Most platforms optimize for Day-0 (the demo). Proxmox optimizes for Day-2:

  • Patch Tuesday without drama. Shared patterns for upgrading nodes, reboot ordering, and fenced HA.
  • Backups/restores that are predictable. PBS gives you incrementals and catalogs you can verify and drill.
  • API/UI parity. If you can click it, you can script it. If you can script it, you can repeat it.
  • Reasonable defaults. Snapshots, live migration (when storage allows), role-based access, and storage plugins that don’t fight you.

It’s not “fancy”—it’s craft. And it reduces the odds that 02:00 becomes 06:00.

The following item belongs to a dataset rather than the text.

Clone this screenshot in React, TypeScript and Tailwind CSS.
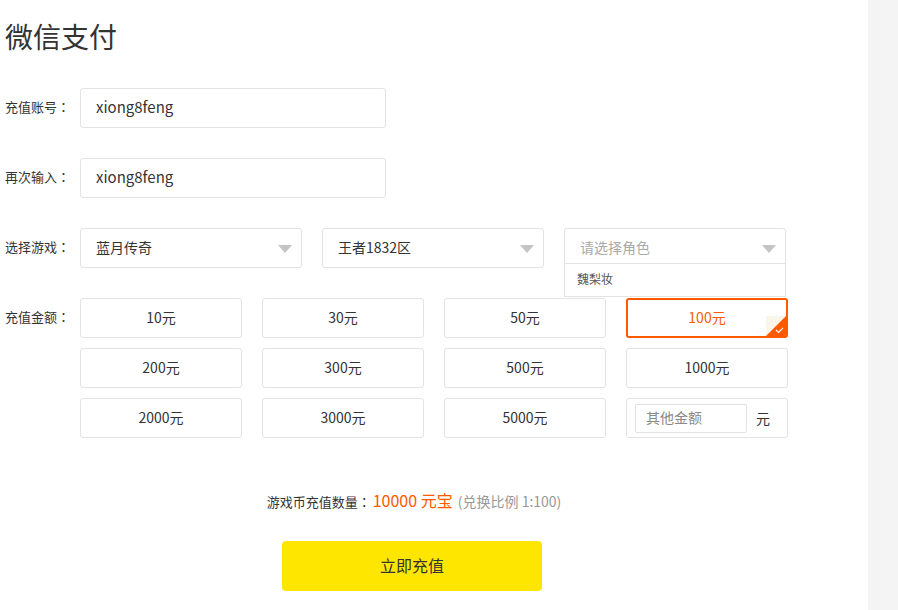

The operator stack in one screen

  • Compute: Linux KVM (in-kernel) + QEMU userspace.
  • Containers: LXC for light, fast in-kernel isolation when you don’t need a full VM.
  • Storage: ZFS (checksums, snapshots, clones) and Ceph (RBD, replica sets, fault domains) as first-class citizens.
  • HA/Cluster: Corosync quorum + Proxmox HA Manager for approachable failover.
  • Backups/DR: vzdump + Proxmox Backup Server (incremental streaming, dedupe, Zstd, verification).
  • Automation: REST API, pvesh CLI, Terraform/Ansible integrations (community/official).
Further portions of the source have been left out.